Given problem: Tell me how many lines hold "this", please, using only the number.

Data items
....................

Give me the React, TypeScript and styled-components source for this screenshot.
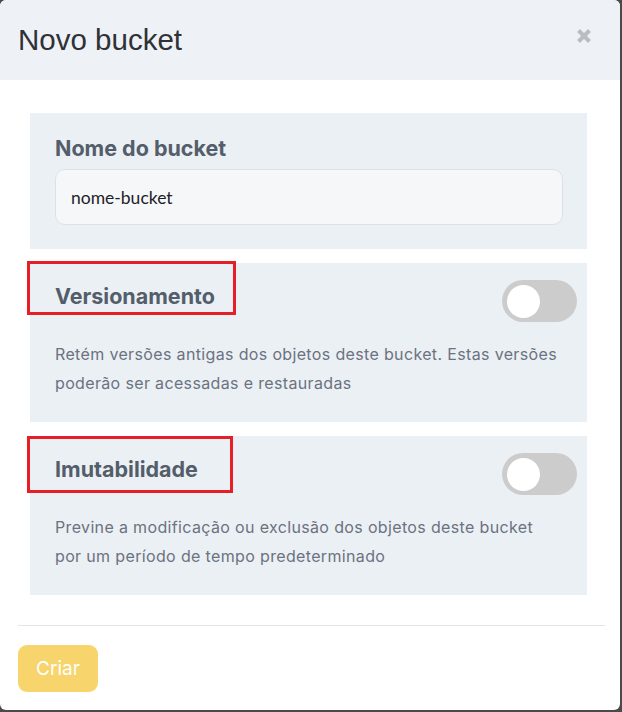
import React from "react";
import styled, { createGlobalStyle } from "styled-components";

const GlobalStyle = createGlobalStyle`
  html, body {
    margin: 0;
    padding: 0;
    background: #4a4a4a;
  }
  * { box-sizing: border-box; }
`;

const Modal = styled.div`
  width: 620px;
  height: 710px;
  background: #ffffff;
  border-radius: 6px;
  overflow: hidden;
  display: flex;
  flex-direction: column;
`;

const Header = styled.div`
  height: 80px;
  background: #eef2f7;
  padding: 0 28px 0 18px;
  display: flex;
  align-items: center;
  justify-content: space-between;
`;

const Title = styled.h4`
  margin: 0;
  font-family: "Liberation Sans", Arial, sans-serif;
  font-weight: 400;
  font-size: 29.5px;
  color: #2f3136;
`;

const CloseButton = styled.button`
  border: 0;
  background: transparent;
  padding: 0;
  width: 16px;
  height: 16px;
  display: flex;
  cursor: pointer;
  margin-top: -8px;
`;

const Body = styled.div`
  padding: 33px 33px 30px 30px;
  display: flex;
  flex-direction: column;
  gap: 14px;
`;

const Panel = styled.section<{ $pr: number; $pt: number; $pb: number }>`
  background: #ebf0f5;
  padding: ${(p) => p.$pt}px ${(p) => p.$pr}px ${(p) => p.$pb}px 25px;
`;

const Row = styled.div`
  display: flex;
  justify-content: space-between;
  align-items: flex-start;
`;

const LabelWrap = styled.div`
  position: relative;
`;

const Label = styled.label`
  display: block;
  font-family: Inter, "Noto Sans", sans-serif;
  font-weight: 700;
  font-size: 21.5px;
  line-height: 26px;
  color: #545d6a;
`;

const Annotation = styled.div<{ $w: number; $h: number; $top: number }>`
  position: absolute;
  left: -28px;
  top: ${(p) => p.$top}px;
  width: ${(p) => p.$w}px;
  height: ${(p) => p.$h}px;
  border: 3px solid #e61e25;
  pointer-events: none;
`;

const Input = styled.input`
  display: block;
  width: 508px;
  height: 56px;
  margin-top: 8px;
  padding: 0 15px;
  border: 1px solid #dde1e6;
  border-radius: 10px;
  background: #f6f7f9;
  font-family: Lato, "Noto Sans", sans-serif;
  font-size: 17.5px;
  color: #1e2128;
  outline: none;
`;

const Toggle = styled.button`
  position: relative;
  flex: none;
  width: 75px;
  height: 42px;
  margin-top: -3px;
  border: 0;
  padding: 0;
  border-radius: 21px;
  background: #cccccc;
  cursor: pointer;
`;

const Knob = styled.span`
  position: absolute;
  left: 5px;
  top: 4.5px;
  width: 33px;
  height: 33px;
  border-radius: 50%;
  background: #ffffff;
`;

const Description = styled.p`
  margin: 18px 0 0;
  max-width: 508px;
  font-family: Inter, "Noto Sans", sans-serif;
  font-size: 16px;
  letter-spacing: 0.35px;
  line-height: 29px;
  color: #6b7280;
`;

const Footer = styled.div`
  margin: 0 15px 0 18px;
  border-top: 1px solid #e2e4e7;
  padding-top: 19px;
`;

const PrimaryButton = styled.button`
  width: 80px;
  height: 47px;
  border: 0;
  border-radius: 9px;
  background: #f7d46c;
  color: #ffffff;
  font-family: Inter, "Noto Sans", sans-serif;
  font-size: 19px;
  cursor: pointer;
`;

type OptionProps = {
  title: string;
  text: string;
  boxW: number;
  boxH: number;
  boxTop: number;
};

function Option({ title, text, boxW, boxH, boxTop }: OptionProps) {
  return (
    <Panel $pr={10} $pt={20} $pb={24}>
      <Row>
        <LabelWrap>
          <Label>{title}</Label>
          <Annotation $w={boxW} $h={boxH} $top={boxTop} />
        </LabelWrap>
        <Toggle aria-label={title}>
          <Knob />
        </Toggle>
      </Row>
      <Description>{text}</Description>
    </Panel>
  );
}

export default function App() {
  return (
    <>
      <GlobalStyle />
      <Modal>
        <Header>
          <Title>Novo bucket</Title>
          <CloseButton aria-label="Fechar">
            <svg width="16" height="16" viewBox="0 0 16 16">
              <path d="M2.5 2.5 L13.5 13.5 M13.5 2.5 L2.5 13.5" stroke="#b9bcc0" strokeWidth="4" />
            </svg>
          </CloseButton>
        </Header>
        <Body>
          <Panel $pr={24} $pt={22} $pb={24}>
            <Label>Nome do bucket</Label>
            <Input defaultValue="nome-bucket" />
          </Panel>
          <Option
            title="Versionamento"
            text="Retém versões antigas dos objetos deste bucket. Estas versões poderão ser acessadas e restauradas"
            boxW={209}
            boxH={54}
            boxTop={-22}
          />
          <Option
            title="Imutabilidade"
            text="Previne a modificação ou exclusão dos objetos deste bucket por um período de tempo predeterminado"
            boxW={206}
            boxH={57}
            boxTop={-20}
          />
        </Body>
        <Footer>
          <PrimaryButton>Criar</PrimaryButton>
        </Footer>
      </Modal>
    </>
  );
}
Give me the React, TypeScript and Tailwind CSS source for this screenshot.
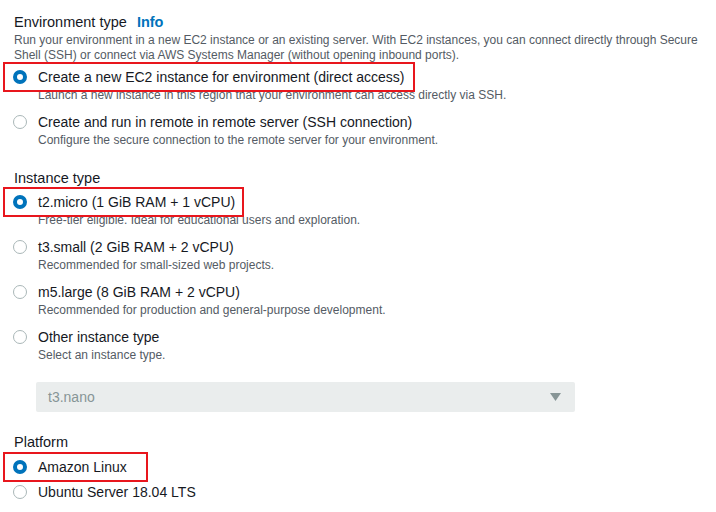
import type { ReactNode } from 'react';

type OptionProps = {
  label: string;
  desc?: string;
  selected?: boolean;
  boxWidth?: number;
};

const Radio = ({ selected }: { selected?: boolean }) =>
  selected ? (
    <span className="block w-[14px] h-[14px] rounded-full border-[4px] border-[#0073bb] bg-white shrink-0" />
  ) : (
    <span className="block w-[14px] h-[14px] rounded-full border-[1.5px] border-[#aab7b8] bg-white shrink-0" />
  );

const Highlight = ({ width }: { width: number }) => (
  <span
    className="absolute left-[-10px] top-[-5px] h-[30px] border-2 border-[#e8161d] pointer-events-none"
    style={{ width }}
  />
);

const Option = ({ label, desc, selected, boxWidth }: OptionProps) => (
  <div>
    <div className="relative flex items-center h-[20px]">
      {boxWidth && <Highlight width={boxWidth} />}
      <Radio selected={selected} />
      <span className="ml-[11px] text-[14px] leading-[20px] text-[#16191f]">{label}</span>
    </div>
    {desc && <p className="pl-[25px] text-[12px] leading-[17px] text-[#545b64]">{desc}</p>}
  </div>
);

const Heading = ({ children }: { children: ReactNode }) => (
  <h2 className="pl-[1px] text-[14.5px] leading-[20px] text-[#16191f]">{children}</h2>
);

export default function App() {
  return (
    <div
      className="w-[716px] h-[512px] bg-white pl-[13px] pt-[12px] overflow-hidden"
      style={{ fontFamily: '"Liberation Sans", Arial, sans-serif' }}
    >
      {/* ENVIRONMENT TYPE */}
      <Heading>
        Environment type <span className="ml-[6px] font-bold text-[#0073bb]">Info</span>
      </Heading>
      <p className="pl-[1px] mt-[1px] text-[12px] leading-[15px] text-[#545b64] whitespace-nowrap">
        Run your environment in a new EC2 instance or an existing server. With EC2 instances, you can connect directly through Secure
        <br />
        Shell (SSH) or connect via AWS Systems Manager (without opening inbound ports).
      </p>

      <div className="mt-[4px] flex flex-col gap-[8px]">
        <Option
          selected
          boxWidth={412}
          label="Create a new EC2 instance for environment (direct access)"
          desc="Launch a new instance in this region that your environment can access directly via SSH."
        />
        <Option
          label="Create and run in remote in remote server (SSH connection)"
          desc="Configure the secure connection to the remote server for your environment."
        />
      </div>

      {/* INSTANCE TYPE */}
      <div className="mt-[19px]">
        <Heading>Instance type</Heading>
      </div>
      <div className="mt-[4px] flex flex-col gap-[8px]">
        <Option
          selected
          boxWidth={241}
          label="t2.micro (1 GiB RAM + 1 vCPU)"
          desc="Free-tier eligible. Ideal for educational users and exploration."
        />
        <Option label="t3.small (2 GiB RAM + 2 vCPU)" desc="Recommended for small-sized web projects." />
        <Option
          label="m5.large (8 GiB RAM + 2 vCPU)"
          desc="Recommended for production and general-purpose development."
        />
        <Option label="Other instance type" desc="Select an instance type." />
      </div>

      <div className="mt-[18px] ml-[23px] w-[539px] h-[30px] rounded-[2px] bg-[#eaeded] flex items-center justify-between pl-[12px] pr-[14px]">
        <span className="text-[14px] text-[#879596]">t3.nano</span>
        <svg width="11" height="8" viewBox="0 0 11 8">
          <path d="M0 0 H11 L5.5 8 Z" fill="#879596" />
        </svg>
      </div>

      {/* PLATFORM */}
      <div className="mt-[20px]">
        <Heading>Platform</Heading>
      </div>
      <div className="mt-[5px] flex flex-col gap-[5px]">
        <Option selected boxWidth={145} label="Amazon Linux" />
        <Option label="Ubuntu Server 18.04 LTS" />
      </div>
    </div>
  );
}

....................

In response: 3